My @chinaquarterly article argued that Uyghur identity has long been constructed as a threat to China’s power and prosperity by the party-state, while Han identity in Xinjiang is conceived as a source of stability and loyalty.

cambridge.org/core/journals/…
This ethnicised narrative of national identity enabled the rapid dismissal of violence by Han against Uyghurs at Shaoguan as “nothing to do with ethnic relations” but Uyghur violence and protests in Urumchi could be labelled together as “scum of the nation”.
This is important context but looking for efficient causes behind arbitrary assertion of state power in extra-legal internment camps, like Hannah Arendt’s description of the unbelievable unreality of concentration camps, has a tendency to assume, “they must have done something”.
Isolating peoples in camps is by default an arbitrary assertion of power. Camps arbitrarily defy rights for some humans to be part of rule-based social order, placing and governing them outside of society and producing perpetual anxiety that anything could happen.
My forthcoming book with @CambridgeUP explores these themes, particularly how the party-state’s ethnocentric model of national identity (Zhonghua Minzu) conceives Uyghurs as obstacles to social progress and national security.

cambridge.org/core/books/sec…
This ethnocentric conceptualisation of a multi-ethnic nation though the identity of the majority has enabled debates in China between historical materialists, who argue that Uyghurs should be guided to natural extinction through “modernisation”...
...and chauvinists, who argue Uyghur identity should be rapidly eliminated for security. The disappearance of the ‘backward’ identities of Uyghurs is a shared goal of these thinkers and this has intensified insecurity in Xinjiang.
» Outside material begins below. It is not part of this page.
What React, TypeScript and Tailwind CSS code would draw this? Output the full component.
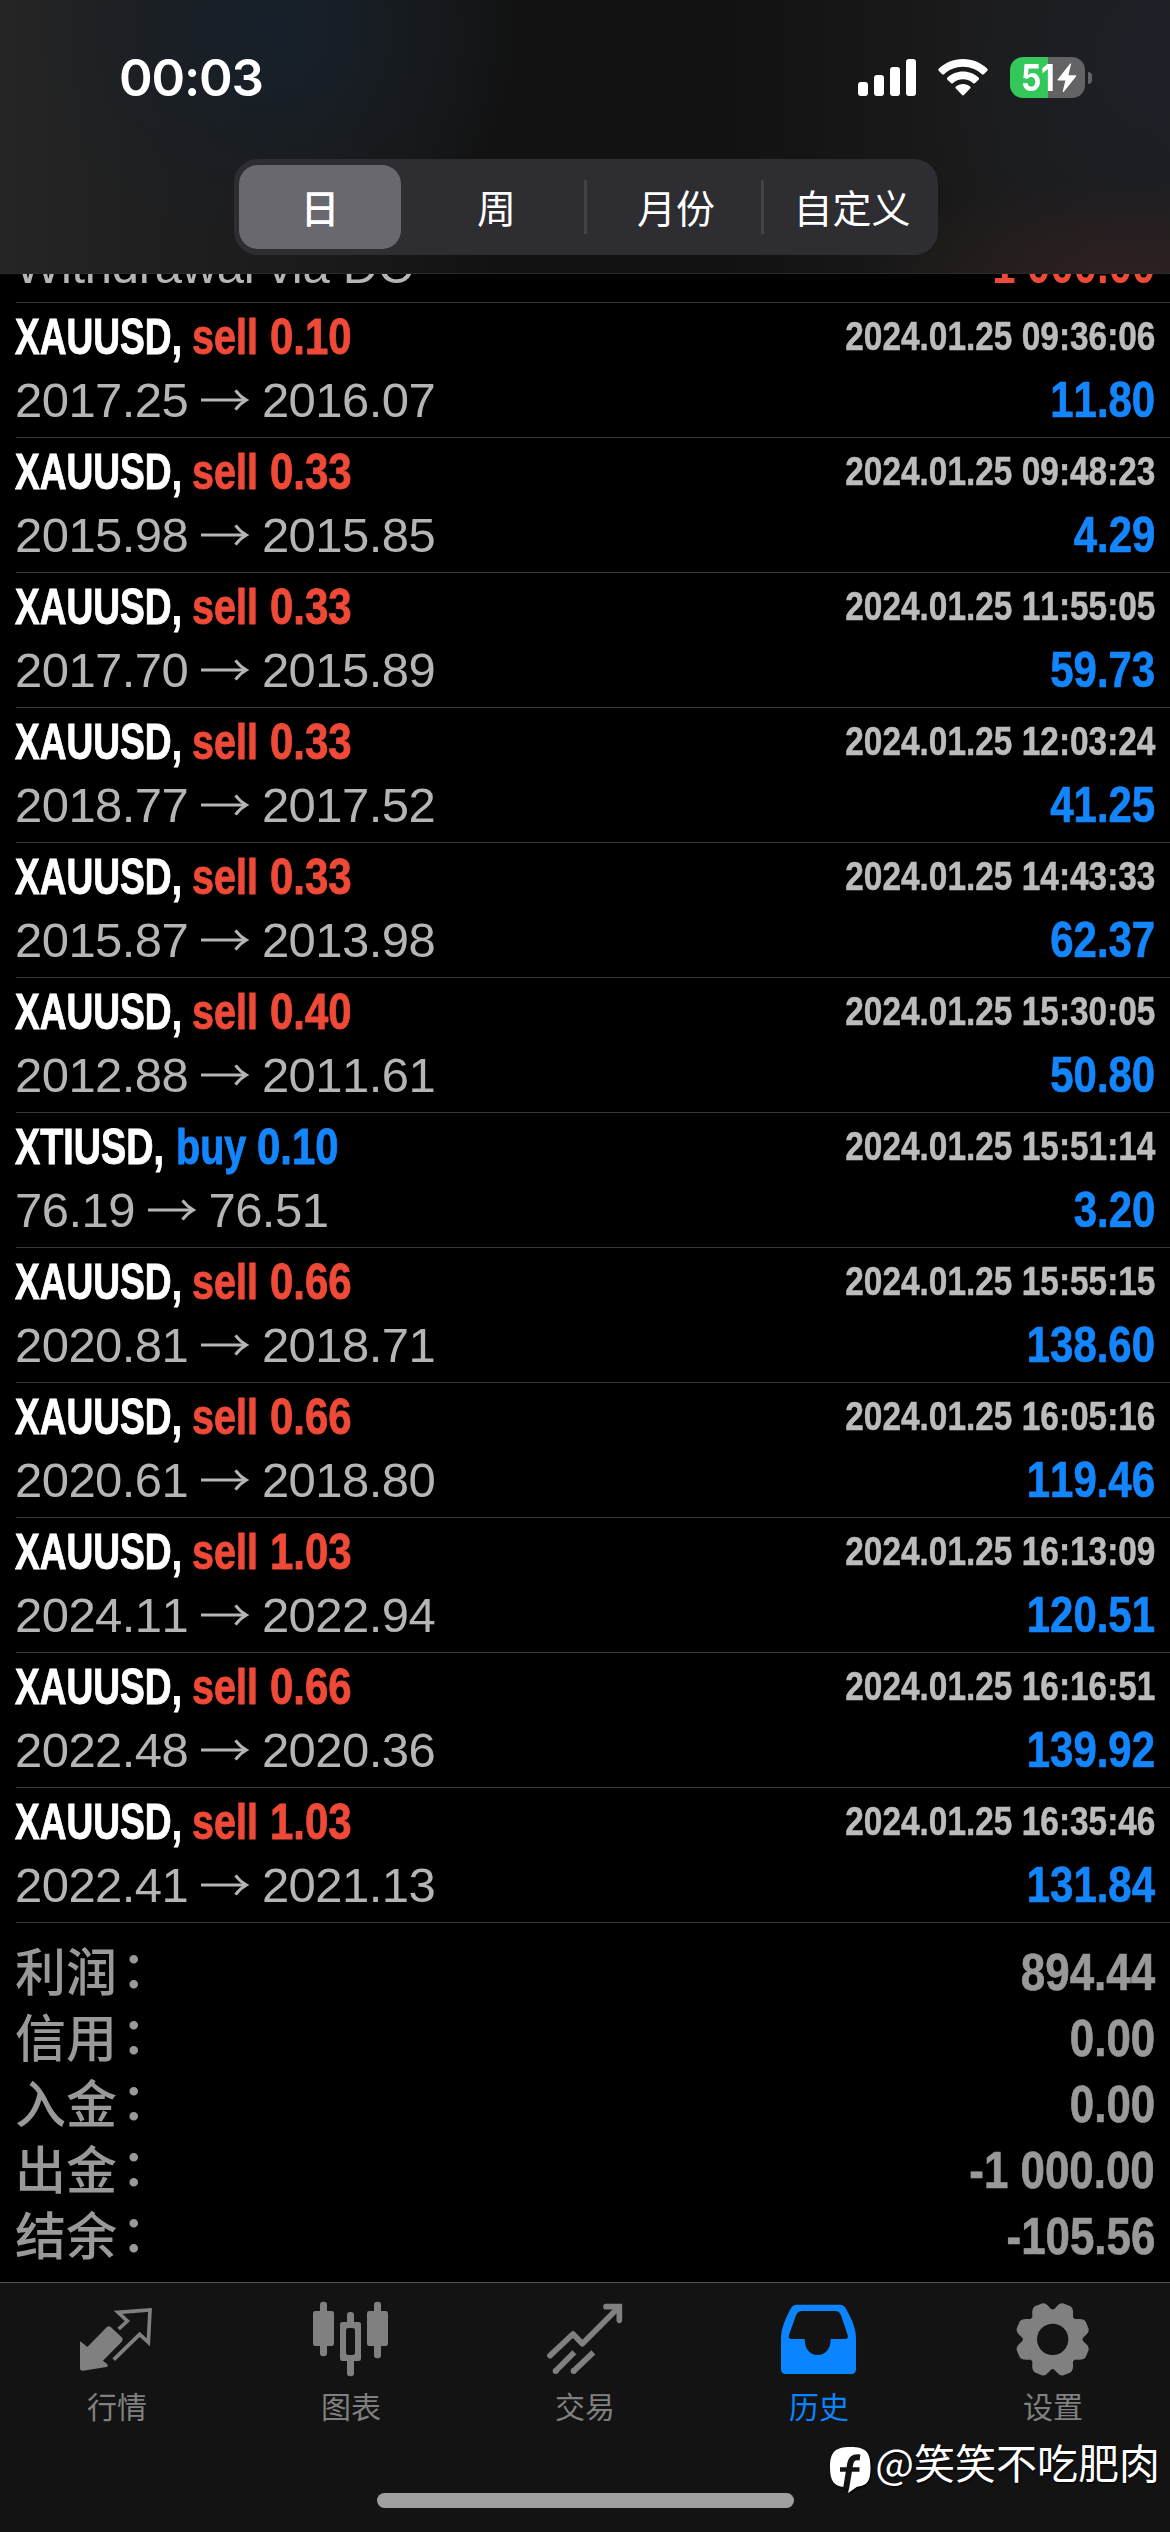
import type { ReactNode } from "react";

type Trade = {
  symbol: "XAUUSD" | "XTIUSD";
  side: "sell" | "buy";
  volume: string;
  open: string;
  close: string;
  time: string;
  profit: string;
};

const sell = (volume: string, open: string, close: string, time: string, profit: string): Trade => ({
  symbol: "XAUUSD", side: "sell", volume, open, close, time, profit,
});

const trades: Trade[] = [
  sell("0.10", "2017.25", "2016.07", "09:36:06", "11.80"),
  sell("0.33", "2015.98", "2015.85", "09:48:23", "4.29"),
  sell("0.33", "2017.70", "2015.89", "11:55:05", "59.73"),
  sell("0.33", "2018.77", "2017.52", "12:03:24", "41.25"),
  sell("0.33", "2015.87", "2013.98", "14:43:33", "62.37"),
  sell("0.40", "2012.88", "2011.61", "15:30:05", "50.80"),
  { symbol: "XTIUSD", side: "buy", volume: "0.10", open: "76.19", close: "76.51", time: "15:51:14", profit: "3.20" },
  sell("0.66", "2020.81", "2018.71", "15:55:15", "138.60"),
  sell("0.66", "2020.61", "2018.80", "16:05:16", "119.46"),
  sell("1.03", "2024.11", "2022.94", "16:13:09", "120.51"),
  sell("0.66", "2022.48", "2020.36", "16:16:51", "139.92"),
  sell("1.03", "2022.41", "2021.13", "16:35:46", "131.84"),
];

const totals = [
  ["利润", "894.44"],
  ["信用", "0.00"],
  ["入金", "0.00"],
  ["出金", "-1 000.00"],
  ["结余", "-105.56"],
];

function Arrow() {
  return (
    <svg viewBox="0 0 48 24" className="mx-[12.8px] h-6 w-12 shrink-0" fill="none" stroke="currentColor" strokeWidth="3">
      <path d="M0 12h45" />
      <path d="M34.500 2.400C37.500 6.500 41 9.600 45.500 12c-4.500 2.400-8 5.500-11 9.600" />
    </svg>
  );
}

function TradeRow({ t }: { t: Trade }) {
  const tone = t.side === "sell" ? "text-[#ef4938]" : "text-[#1486fd]";
  return (
    <div className="ml-4 flex h-[135px] flex-col gap-[3px] border-b border-[#383838] pt-1 pr-[15px]">
      <div className="-ml-px flex h-[60px] justify-between text-[50px] leading-[60px] font-bold whitespace-pre">
        <div className="flex [-webkit-text-stroke:0.9px_currentColor]">
          {t.symbol === "XAUUSD" ? (
            <span className="w-[177px] origin-left scale-x-[0.742] text-white">XAUUSD,</span>
          ) : (
            <span className="w-[160.500px] origin-left scale-x-[0.755] text-white">XTIUSD,</span>
          )}
          {t.side === "sell" ? (
            <span className={`w-[78px] origin-left scale-x-[0.79] ${tone}`}>sell</span>
          ) : (
            <span className={`w-[81px] origin-left scale-x-[0.79] ${tone}`}>buy</span>
          )}
          <span className={`origin-left scale-x-[0.838] ${tone}`}>{t.volume}</span>
        </div>
        <span className="origin-right scale-x-[0.835] text-[40px] leading-[59px] text-[#bcbcbc] [-webkit-text-stroke:0.5px_currentColor]">
          2024.01.25 {t.time}
        </span>
      </div>
      <div className="-ml-px flex h-[60px] items-center justify-between leading-[60px]">
        <div className="flex items-center text-[49px] tracking-[-0.55px] text-[#b5b5b5]">
          {t.open}
          <Arrow />
          {t.close}
        </div>
        <span className="origin-right scale-x-[0.838] text-[50px] font-bold text-[#1486fd] [-webkit-text-stroke:0.7px_currentColor]">{t.profit}</span>
      </div>
    </div>
  );
}

function StatusBar() {
  return (
    <div className="flex h-[159px] items-start justify-between pr-[78px] pl-[119px]">
      <div className="pt-[47px] font-[Inter] text-[51px] leading-[62px] font-semibold tracking-[-1.2px]">00:03</div>
      <div className="flex items-center pt-[57px]">
        <svg viewBox="0 0 58 41" className="h-[41px] w-[58px]" fill="#fff">
          <rect x="0" y="25" width="10" height="14" rx="3" />
          <rect x="16" y="18" width="10" height="21" rx="3" />
          <rect x="32" y="10" width="10" height="29" rx="3" />
          <rect x="48" y="2" width="10" height="37" rx="3" />
        </svg>
        <svg viewBox="0 0 50 41" className="ml-[22px] h-[41px] w-[50px]" fill="#fff">
          <path d="M25 2C15.500 2 7 5.700.7 11.700c-.6.6-.6 1.400 0 2l3.500 3.500c.5.500 1.300.5 1.900 0C11.100 12.500 17.700 9.700 25 9.700s13.900 2.800 18.900 7.500c.6.5 1.400.5 1.900 0l3.500-3.500c.6-.6.6-1.400 0-2C43 5.700 34.500 2 25 2Z" />
          <path d="M25 14.600c-6 0-11.500 2.300-15.600 6-.6.600-.6 1.500 0 2.100l3.500 3.400c.5.600 1.300.6 1.900.1 2.700-2.400 6.300-3.900 10.200-3.900s7.500 1.500 10.200 3.900c.6.500 1.400.5 1.900-.1l3.500-3.400c.6-.6.6-1.500 0-2.100-4.100-3.700-9.600-6-15.600-6Z" />
          <path d="M25 27c-2.700 0-5.200 1-7.100 2.600-.6.600-.6 1.400 0 2l6.200 6.500c.5.500 1.300.5 1.800 0l6.200-6.500c.6-.6.600-1.400 0-2C30.200 28 27.700 27 25 27Z" />
        </svg>
        <div className="ml-[22px] flex h-[41px] w-[75px] items-center rounded-[13px] bg-[linear-gradient(90deg,#34c759_0_38px,#636366_38px)] pl-[11px]">
          <span className="w-9 origin-left scale-x-[0.86] font-[Inter] text-[37px] leading-[41px] font-bold tracking-[-0.5px]">51</span>
          <svg viewBox="0 0 20 30" className="h-[30px] w-5 shrink-0" fill="#fff">
            <path d="M12.800 1 .8 16.300c-.5.700-.2 1.300.6 1.300h7L5.800 28c-.3 1.200.5 1.500 1.200.6l12-15.100c.5-.7.2-1.300-.6-1.300h-7L14 1.600c.3-1.100-.5-1.500-1.200-.6Z" />
          </svg>
        </div>
        <div className="ml-[3px] h-3 w-1 rounded-r-full bg-[#636366]" />
      </div>
    </div>
  );
}

function Header() {
  return (
    <header className="h-[274px] shrink-0 border-b border-[#2b2b2b] bg-[radial-gradient(ellipse_260px_110px_at_1120px_285px,#2f2020_0%,transparent_100%),radial-gradient(ellipse_250px_220px_at_275px_30px,#17202a_0%,transparent_100%),radial-gradient(ellipse_260px_260px_at_1170px_60px,#1d2027_0%,transparent_100%),linear-gradient(90deg,#252525_0px,#202020_130px,#1a1a1a_320px,#121212_500px,#121212_720px,#1b1b1b_1000px,#1d1d1f_1170px)]">
      <StatusBar />
      <div className="ml-[234px] flex h-24 w-[704px] items-center rounded-[24px] bg-[#2e2e32] pl-[5px] font-['Noto_Sans_CJK_SC'] text-[39px] leading-none">
        <div className="flex h-[84px] w-[162px] items-center justify-center rounded-[19px] bg-[#69686e] pb-px font-medium">日</div>
        <div className="flex h-[54px] w-[186px] items-center justify-center border-r-[3px] border-[#424247] pb-px pl-[8px]">周</div>
        <div className="flex h-[54px] w-[177px] items-center justify-center border-r-[3px] border-[#424247] pb-px pl-1">月份</div>
        <div className="flex h-[54px] w-[174px] items-center justify-center pb-px pl-0.5">自定义</div>
      </div>
    </header>
  );
}

function Tab({ label, viewBox, active, children }: { label: string; viewBox: string; active?: boolean; children: ReactNode }) {
  return (
    <div className={`flex flex-1 flex-col items-center pt-[17px] ${active ? "text-[#0a84ff]" : "text-[#808080]"}`}>
      <svg viewBox={viewBox} className="size-[78px]" fill="currentColor" stroke="none">
        {children}
      </svg>
      <span className="mt-3 font-['Noto_Sans_CJK_SC'] text-[30px] leading-[30px]">{label}</span>
    </div>
  );
}

const gearTeeth = [22.5, 67.5, 112.5, 157.5, 202.5, 247.5, 292.5, 337.5];

function TabBar() {
  return (
    <nav className="relative h-[250px] shrink-0 border-t border-[#505050] bg-[#131313]">
      <div className="flex">
        <Tab label="行情" viewBox="234 90 234 234">
          <path d="M240 217q0-4 4-1l18 15 58-59q6-6 13 0l32 30q6 6 0 13l-56 57 12 10q6 7-2 9l-70 11q-9 1-9-8Z" />
          <path d="M356 177l26-24-28-26 96-7-5 97-26-24-78 76" fill="none" stroke="currentColor" strokeWidth="11" />
        </Tab>
        <Tab label="图表" viewBox="936 90 234 234">
          <rect x="939" y="123" width="63" height="105" rx="7" />
          <rect x="960" y="95" width="21" height="164" rx="9" />
          <rect x="1101" y="123" width="63" height="105" rx="7" />
          <rect x="1122" y="95" width="21" height="170" rx="9" />
          <rect x="1041" y="126" width="21" height="42" rx="9" />
          <rect x="1041" y="262" width="21" height="57" rx="9" />
          <path fillRule="evenodd" d="M1027 156h49q7 0 7 7v103q0 7-7 7h-49q-7 0-7-7V163q0-7 7-7Zm18 18q-7 0-7 7v67q0 7 7 7h13q7 0 7-7v-67q0-7-7-7Z" />
        </Tab>
        <Tab label="交易" viewBox="318 90 234 234">
          <g fill="none" stroke="currentColor" strokeWidth="17" strokeLinejoin="round">
            <path d="M330 257l69-65 28 29 104-104" strokeLinecap="round" />
            <path d="M498 110h40v41" strokeLinecap="round" strokeLinejoin="miter" />
            <path d="M346 304l57-57M400 304l60-57" />
          </g>
          <circle cx="347" cy="303" r="9" />
          <circle cx="401" cy="303" r="9" />
        </Tab>
        <Tab label="历史" viewBox="1020 90 234 234" active>
          <path
            fillRule="evenodd"
            d="M1071 104h128q13 0 19 12c18 32 30 60 30 90v92q0 14-14 14h-197q-14 0-14-14v-92c0-30 12-58 29-90q6-12 19-12Zm16 19q-14 0-19 13l-21 59q-3 12 8 12h39c0 30 16 48 39 48s39-18 39-48h43q11 0 8-12l-20-59q-5-13-18-13Z"
          />
        </Tab>
        <Tab label="设置" viewBox="642 90 234 234">
          <path
            fillRule="evenodd"
            d="M758 118a90 90 0 1 0 0 180a90 90 0 1 0 0-180Zm0 43a47 47 0 1 1 0 94a47 47 0 1 1 0-94Z"
          />
          {gearTeeth.map((a) => (
            <path key={a} d="M722 136l8-20q6-19 17-20h22q11 1 17 20l8 20-26 12h-20Z" transform={`rotate(${a} 758 208)`} />
          ))}
        </Tab>
      </div>
      <div className="absolute bottom-6 left-[377px] h-[15px] w-[417px] rounded-full bg-[#9f9f9f]" />
      <div className="absolute top-[152px] right-[10px] flex items-start text-white">
        <svg viewBox="0 0 41 48" className="mt-3 h-12 w-[41px] drop-shadow-[1px_1px_1px_#000]">
          <path d="M20.500 0C5 0 0 5 0 20.500 0 34 4 39 14 40h5l-.8 6L27 39.700C37.500 38.500 40.500 34 40.500 20.500 40.500 5 36 0 20.500 0Z" fill="#fff" />
          <path d="M30 10.500C23 9.500 20.800 12 19.800 19L16 42" fill="none" stroke="#131313" strokeWidth="6" />
          <path d="M10 22.500h19.500" stroke="#131313" strokeWidth="4.5" />
        </svg>
        <span className="ml-1 font-['Noto_Sans_CJK_SC'] text-[41px] leading-[52px] whitespace-nowrap [text-shadow:1px_1px_2px_#000]">@笑笑不吃肥肉</span>
      </div>
    </nav>
  );
}

export default function App() {
  return (
    <div className="flex h-[2532px] w-[1170px] flex-col overflow-hidden bg-black font-['Liberation_Sans','Noto_Sans_CJK_SC',sans-serif] text-white [font-kerning:none]">
      <Header />
      <main className="flex h-[2008px] flex-col">
        <div className="ml-4 flex h-[29px] shrink-0 items-end justify-between overflow-hidden border-b border-[#383838] pr-[15px] pb-[6px] leading-[60px]">
          <span className="-ml-px text-[49px] tracking-[-0.3px] text-[#b5b5b5]">Withdrawal via DC</span>
          <span className="origin-right scale-x-[0.838] text-[50px] font-bold text-[#ef4938]">-1 000.00</span>
        </div>
        {trades.map((t) => (
          <TradeRow key={t.time} t={t} />
        ))}
        <div className="flex flex-col px-[15px] pt-4 text-[#999999]">
          {totals.map(([label, value]) => (
            <div key={label} className="flex h-[66px] justify-between leading-[66px]">
              <span className="flex font-['Noto_Sans_CJK_SC'] text-[51px] leading-[60px] font-medium">
                {label}
                <span className="ml-1 leading-[54px]">：</span>
              </span>
              <span className="origin-right scale-x-[0.844] text-[52px] font-bold [-webkit-text-stroke:0.7px_currentColor]">{value}</span>
            </div>
          ))}
        </div>
      </main>
      <TabBar />
    </div>
  );
}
Long-term narratives targeting peoples as obstacles to progress and security explain why incidents of violence are rapidly conceived as stemming from group identity and explained as irrational security threats or understandable responses depending on ethnicity of perpetrator.
The authenticity of Uyghur identity has long been dismissed by the party-state in contrast to thousands of years of Han “frontier-building” lineage. Uyghurs primarily identify through Turkic language and Islam but...
...the party-state describes them as “not an Islamic group” and “not a Turkic group”, which only “terrorists” and “separatists” could think. This conceives Uyghur identity per se as terrorism.
Similarly, “ethnic unity” education texts describe opposition to monolingual education, restrictions on religion, and employment discrimination in employment as “terrorist” and “separatist” thought.
The party-state's ethnocentric conceptualisation of identity and its violent approach to ‘unity’ explains how ordinary people can be placed in camps and why people will almost certainly continue to turn to violence.